People/Research Fellows

Short CV

  • since 2024 Research Fellow and PhD Candidate at the DFG Research Training Group “Societal Transformation and Spatial Materialization of Housing“
  • 2022-2024 Master in Urban Studies (Governing the Large Metropolis) at the Institut d’études politiques de Paris (Thesis: “If it must be outstanding, it probably won’t be representative. Mumbai’s ubiquitous housing typology and the World Heritage Paradigm” supervised by Prof. Sukriti Issar (Centre for Research on Social Inequalities))
  • 2018–2022 Bachelor Urbanism at the Bauhaus-Universität Weimar (Thesis: “Bänkemanifest: Alltägliches Erben“ supervised by Prof. Hans-Rudolf Meier and Marcell Hajdu (Chair of Monument Conservation and Building History))
  • Internships and/or work experience at Deutschlandfunk Kultur (Berlin), UNESCO – Nominations Unit (Paris), TICCIH-Austria (Vienna), Goethe Institute (Budapest), Hannah Arendt Institute for Totalitarianism Research (Dresden), Friedrich Ebert Foundation (Budapest)

Research focus

  • Everyday heritage and value discourses
  • Post-socialist spatial production
  • Housing policy and familialism
  • Authoritarian urbanism

Recent projects

Historical Continuities in Housing Construction under National Authoritarian Rule – The Single-Family House as a Product of Two Regimes in Hungary – supervised by Jun.-Prof. Dr.-Ing. Daniela Zupan und Prof. Dr. Stephan Lessenich

My current research examines the historical contingency of the societal regime of housing provision in Hungary after 1956. By historical contingency, I do not refer merely to the emergence of building typologies as remnants of the past. I use the term to describe the complex social, political, and economic processes that are central to the production of the current housing regimes. These include, among other factors, institutional path dependencies, regulatory responses to housing shortages, ideologies of private property, and the reproduction of social inequalities.

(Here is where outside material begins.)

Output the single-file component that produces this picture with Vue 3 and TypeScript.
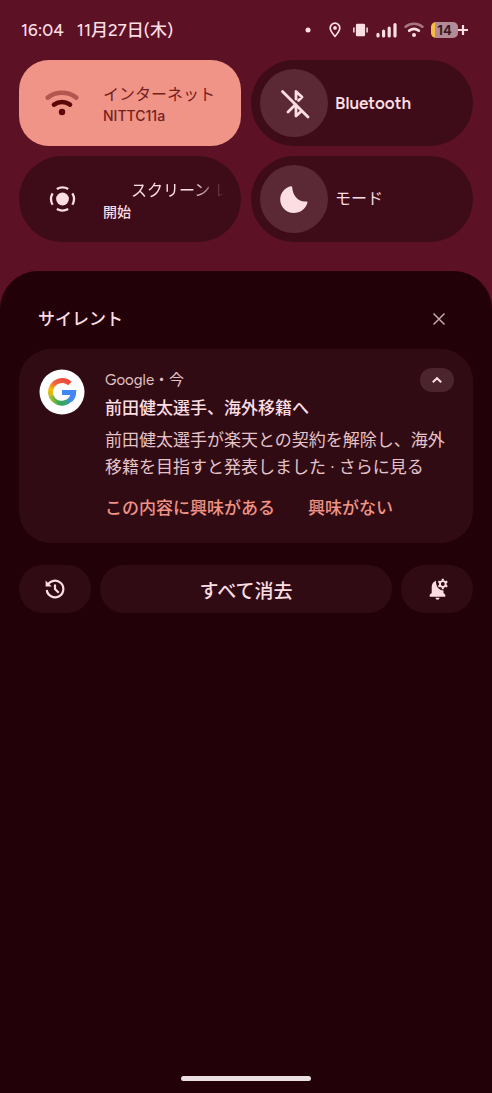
<script setup lang="ts">
import { ref } from 'vue'

interface Action {
  id: string
  label: string
}

const internetOn = ref(true)
const actions: Action[] = [
  { id: 'interested', label: 'この内容に興味がある' },
  { id: 'not-interested', label: '興味がない' },
]
</script>

<template>
  <div class="shade">
    <header class="status">
      <time class="clock">16:04</time>
      <span class="date">11月27日(木)</span>
      <div class="status-icons">
        <svg width="6" height="16" viewBox="0 0 6 16" aria-hidden="true"><circle cx="3" cy="8" r="2.500" fill="#fbdde2" /></svg>
        <svg class="pin" width="12" height="16" viewBox="0 0 12 16" aria-hidden="true">
          <path d="M6 1.200C3.300 1.200 1.200 3.300 1.200 5.900c0 3.200 3 6.100 4.800 8.500 1.800-2.400 4.800-5.300 4.800-8.500C10.800 3.300 8.700 1.200 6 1.200z" fill="none" stroke="#fbdde2" stroke-width="1.700" stroke-linejoin="round" />
          <circle cx="6" cy="5.900" r="1.900" fill="#fbdde2" />
        </svg>
        <svg class="vibrate" width="15" height="16" viewBox="0 0 15 16" aria-hidden="true">
          <rect x="2.900" y="1.700" width="9.200" height="12.600" rx="1.300" fill="#fbdde2" />
          <path d="M.9 5.500v5M14.100 5.500v5" stroke="#fbdde2" stroke-width="1.500" />
        </svg>
        <svg class="signal" width="22" height="16" viewBox="0 0 22 16" aria-hidden="true">
          <path d="M2 14v-1.600M7.600 14V9.200M13.200 14V6M19 14V2.500" stroke="#fbdde2" stroke-width="3.200" stroke-linecap="round" />
        </svg>
        <svg class="mini-wifi" width="20" height="16" viewBox="0 0 20 16" aria-hidden="true">
          <path d="M1.600 4.700C6.500.8 13.500.8 18.400 4.700" fill="none" stroke="#a8747f" stroke-width="2.600" stroke-linecap="round" />
          <path d="M5.200 8.700c2.900-2.200 6.700-2.200 9.600 0" fill="none" stroke="#fbdde2" stroke-width="2.700" stroke-linecap="round" />
          <circle cx="10" cy="13" r="2" fill="#fbdde2" />
        </svg>
        <div class="battery"><span>14</span></div>
        <svg class="plus" width="10" height="16" viewBox="0 0 10 16" aria-hidden="true"><path d="M5 3v10M0 8h10" stroke="#fbdde2" stroke-width="2.200" /></svg>
      </div>
    </header>

    <section class="tiles">
      <button class="tile active" type="button" :aria-pressed="internetOn" @click="internetOn = !internetOn">
        <span class="badge">
          <svg width="36" height="30" viewBox="0 0 36 30" aria-hidden="true">
            <path d="M3.700 9.600C12 3.100 24 3.100 32.300 9.600" fill="none" stroke="#b2564f" stroke-width="4.600" stroke-linecap="round" />
            <path d="M10 16.600c4.800-3.300 11.200-3.300 16 0" fill="none" stroke="#5c0608" stroke-width="4.600" stroke-linecap="round" />
            <circle cx="18" cy="24" r="3.200" fill="#5c0608" />
          </svg>
        </span>
        <span class="words double"><span class="name">インターネット</span><span class="state">NITTC11a</span></span>
      </button>
      <button class="tile" type="button">
        <span class="badge filled">
          <svg width="32" height="32" viewBox="0 0 32 32" fill="none" stroke="#fbdde2" stroke-width="2.800" stroke-linecap="round" stroke-linejoin="round" aria-hidden="true">
            <path d="M4.500 4.500 30 30" />
            <path d="M18 12V4.500l6 5.500-3.500 3.500M10 25l7.500-7.500M18 20v9l5-4.500" />
          </svg>
        </span>
        <span class="words"><span class="name latin">Bluetooth</span></span>
      </button>
      <button class="tile" type="button">
        <span class="badge">
          <svg width="30" height="30" viewBox="0 0 30 30" aria-hidden="true">
            <circle cx="15.500" cy="15" r="6.400" fill="#fbdde2" />
            <path d="M9.800 5.100a11.400 11.400 0 0 1 11.400 0M25.400 9.300a11.400 11.400 0 0 1 0 11.400M21.200 24.900a11.400 11.400 0 0 1-11.400 0M5.600 20.700a11.400 11.400 0 0 1 0-11.400" fill="none" stroke="#fbdde2" stroke-width="2.300" />
          </svg>
        </span>
        <span class="words double"><span class="name scrolling">スクリーン レコード</span><span class="state">開始</span></span>
      </button>
      <button class="tile" type="button">
        <span class="badge filled">
          <svg width="30" height="30" viewBox="0 0 30 30" aria-hidden="true">
            <path d="M11.500 2.300C5.400 4 1.200 9.200 1.200 15.500c0 7.500 6 13.500 13.500 13.500 6.400 0 12-4.200 13.700-10.300.3-.9-.2-1.400-1.200-1.300-7.500.8-13.400-5.500-13.900-13.700-.1-1-.8-1.700-1.800-1.400z" fill="#fbdde2" />
          </svg>
        </span>
        <span class="words"><span class="name">モード</span></span>
      </button>
    </section>

    <main class="panel">
      <div class="section-head">
        <h2>サイレント</h2>
        <button class="close" type="button" aria-label="閉じる">
          <svg width="14" height="14" viewBox="0 0 14 14" aria-hidden="true"><path d="m1.500 1.500 11 11M12.500 1.500l-11 11" stroke="#c8a5aa" stroke-width="1.500" /></svg>
        </button>
      </div>

      <article class="card">
        <svg class="logo" width="46" height="46" viewBox="0 0 46 46" aria-hidden="true">
          <defs>
            <linearGradient id="warm" gradientUnits="userSpaceOnUse" x1="24" y1="10" x2="12" y2="30">
              <stop offset="0" stop-color="#ee4b3f" /><stop offset=".35" stop-color="#f2653a" /><stop offset=".65" stop-color="#fbbc04" /><stop offset="1" stop-color="#a5bd30" />
            </linearGradient>
            <linearGradient id="cool" gradientUnits="userSpaceOnUse" x1="12" y1="30" x2="36" y2="26">
              <stop offset="0" stop-color="#a5bd30" /><stop offset=".3" stop-color="#34a853" /><stop offset=".6" stop-color="#38a17c" /><stop offset=".8" stop-color="#4285f4" />
            </linearGradient>
          </defs>
          <circle cx="23" cy="23" r="22.500" fill="#fff" />
          <path d="M31 14.500A11.700 11.700 0 0 0 12.500 28" fill="none" stroke="url(#warm)" stroke-width="5" />
          <path d="M12.300 27.500A11.700 11.700 0 0 0 34.500 23.500H23" fill="none" stroke="url(#cool)" stroke-width="5" />
          <path d="M23 23.500h11.600q-.1 4.500-3.300 7.500" fill="none" stroke="#4285f4" stroke-width="5" />
        </svg>
        <div class="content">
          <div class="meta">
            <span>Google・今</span>
            <button class="collapse" type="button" aria-label="折りたたむ">
              <svg width="12" height="8" viewBox="0 0 12 8" aria-hidden="true"><path d="m1.800 6.200 4.200-4 4.200 4" fill="none" stroke="#fbdde2" stroke-width="2" /></svg>
            </button>
          </div>
          <h3>前田健太選手、海外移籍へ</h3>
          <p>前田健太選手が楽天との契約を解除し、海外移籍を目指すと発表しました · さらに見る</p>
          <div class="actions">
            <button v-for="action in actions" :key="action.id" type="button">{{ action.label }}</button>
          </div>
        </div>
      </article>

      <div class="footer">
        <button class="pill" type="button" aria-label="履歴">
          <svg width="24" height="24" viewBox="0 0 24 24" fill="none" stroke="#fbdde2" stroke-width="2.200" aria-hidden="true">
            <path d="M4.500 8.500A8.300 8.300 0 1 1 3.800 13" /><path d="M12 7.500V12l3.700 3.700" /><path d="M2.600 3.400V9.600h6.200z" fill="#fbdde2" stroke="none" />
          </svg>
        </button>
        <button class="pill clear" type="button">すべて消去</button>
        <button class="pill" type="button" aria-label="通知の設定">
          <svg width="24" height="24" viewBox="0 0 24 24" aria-hidden="true">
            <path d="M11 3.700c-2.700.9-4.300 3.300-4.300 6.300v6L4.700 17.800v1.900h15.600v-1.900L18.500 16v-2.500c-4.500 0-7.900-4.500-7.500-9.800z" fill="#fbdde2" />
            <path d="M10.500 20.800h4c0 1.100-.9 2-2 2s-2-.9-2-2z" fill="#fbdde2" />
            <circle cx="17.800" cy="7" r="2.900" fill="none" stroke="#fbdde2" stroke-width="1.900" />
            <path d="M17.800 1.800v2M17.800 10.200v2M13.300 4.400l1.800 1M20.500 8.600l1.800 1M13.300 9.600l1.800-1M20.500 5.400l1.800-1" stroke="#fbdde2" stroke-width="2.100" />
          </svg>
        </button>
      </div>
      <div class="home-bar"></div>
    </main>
  </div>
</template>

<style>
body {
  margin: 0;
  background: #220208;
}
</style>

<style scoped>
.shade {
  min-height: 100vh;
  display: flex;
  flex-direction: column;
  background: #5c1125;
  color: #fbdde2;
  font-family: Figtree, "Noto Sans CJK JP", sans-serif;
}
button {
  border: 0;
  padding: 0;
  background: none;
  color: inherit;
  font: inherit;
  cursor: pointer;
}
svg {
  display: block;
  flex: none;
}
.status {
  display: flex;
  align-items: center;
  box-sizing: border-box;
  height: 60px;
  padding: 0 24px 0 21px;
  font-size: 17px;
  font-weight: 500;
  line-height: 24px;
}
.date {
  margin-left: 13px;
}
.status-icons {
  display: flex;
  align-items: center;
  margin-left: auto;
}
.pin {
  margin-left: 18px;
}
.vibrate {
  margin-left: 12px;
}
.signal {
  margin-left: 8px;
}
.mini-wifi {
  margin-left: 6px;
}
.battery {
  width: 27px;
  height: 16px;
  margin-left: 7px;
  border-radius: 5px;
  background: linear-gradient(90deg, #f7bd43 0 4px, #b48c97 4px);
  color: #3b1820;
  font-family: Inter, sans-serif;
  font-size: 13px;
  font-weight: 700;
  line-height: 16px;
  text-align: center;
}
.tiles {
  display: grid;
  grid-template-columns: 1fr 1fr;
  gap: 10px;
  padding: 0 19px 29px;
}
.tile {
  display: flex;
  align-items: center;
  min-width: 0;
  height: 86px;
  padding: 0 17px 0 9px;
  border-radius: 43px;
  background: #3e0c18;
  text-align: left;
}
.tile.active {
  border-radius: 30px;
  background: #f09488;
  color: #76201e;
}
.badge {
  display: flex;
  flex: none;
  align-items: center;
  justify-content: center;
  width: 68px;
  height: 68px;
  border-radius: 50%;
}
.badge.filled {
  background: #5b2935;
}
.words {
  display: flex;
  flex: 1;
  flex-direction: column;
  min-width: 0;
  padding-left: 7px;
  overflow: hidden;
}
.double {
  padding-top: 3px;
}
.name {
  font-size: 16px;
  line-height: 22px;
  white-space: nowrap;
}
.latin {
  font-size: 17px;
  font-weight: 600;
}
.state {
  font-family: Inter, "Noto Sans CJK JP", sans-serif;
  font-size: 14px;
  font-weight: 500;
  line-height: 20px;
}
.scrolling {
  padding-left: 28px;
  overflow: hidden;
  mask-image: linear-gradient(90deg, #000 75%, transparent);
}
.panel {
  display: flex;
  flex: 1;
  flex-direction: column;
  padding: 0 19px 12px;
  border-radius: 38px 38px 0 0;
  background: #220208;
}
.section-head {
  display: flex;
  align-items: center;
  justify-content: space-between;
  height: 78px;
  padding: 18px 20px 0 19px;
  box-sizing: border-box;
}
h2,
h3,
p {
  margin: 0;
}
h2 {
  font-size: 17px;
  font-weight: 500;
  line-height: 24px;
}
.close {
  display: grid;
  place-items: center;
  width: 28px;
  height: 28px;
}
.card {
  display: flex;
  gap: 20px;
  padding: 19px 19px 20px 20px;
  border-radius: 32px;
  background: #300b13;
}
.logo {
  margin-top: 1px;
}
.content {
  flex: 1;
  min-width: 0;
}
.meta {
  display: flex;
  align-items: center;
  justify-content: space-between;
  color: #e4c3c9;
  font-size: 15px;
  line-height: 24px;
}
.collapse {
  display: grid;
  place-items: center;
  width: 34px;
  height: 24px;
  border-radius: 12px;
  background: #4c242e;
}
h3 {
  margin-top: 4px;
  font-size: 17px;
  font-weight: 500;
  line-height: 24px;
}
p {
  margin-top: 7px;
  color: #e4c3c9;
  font-size: 17px;
  line-height: 27px;
}
.actions {
  display: flex;
  gap: 33px;
  margin-top: 14px;
  margin-bottom: 1px;
  color: #ee9385;
  font-size: 17px;
  font-weight: 500;
  line-height: 27px;
}
.footer {
  display: flex;
  gap: 9px;
  margin-top: 22px;
}
.pill {
  display: flex;
  align-items: center;
  justify-content: center;
  width: 72px;
  height: 48px;
  border-radius: 24px;
  background: #300b13;
}
.clear {
  flex: 1;
  font-size: 19px;
  font-weight: 500;
}
.home-bar {
  align-self: center;
  width: 130px;
  height: 5px;
  margin-top: auto;
  border-radius: 3px;
  background: #eadfe2;
}
</style>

A central focus of my research is the Kádár Cube, a single-family house typology from the state-capitalist People’s Republic of Hungary, as well as the current housing subsidy program, CSOK (Családi Otthonteremtési Támogatás), in contemporary Hungary. Their analysis provides an approach to understanding the formation of Hungary’s existing societal housing regime in its historicity. Through themes of everyday life, path dependency, and seriality, my research also draws connections to heritage studies.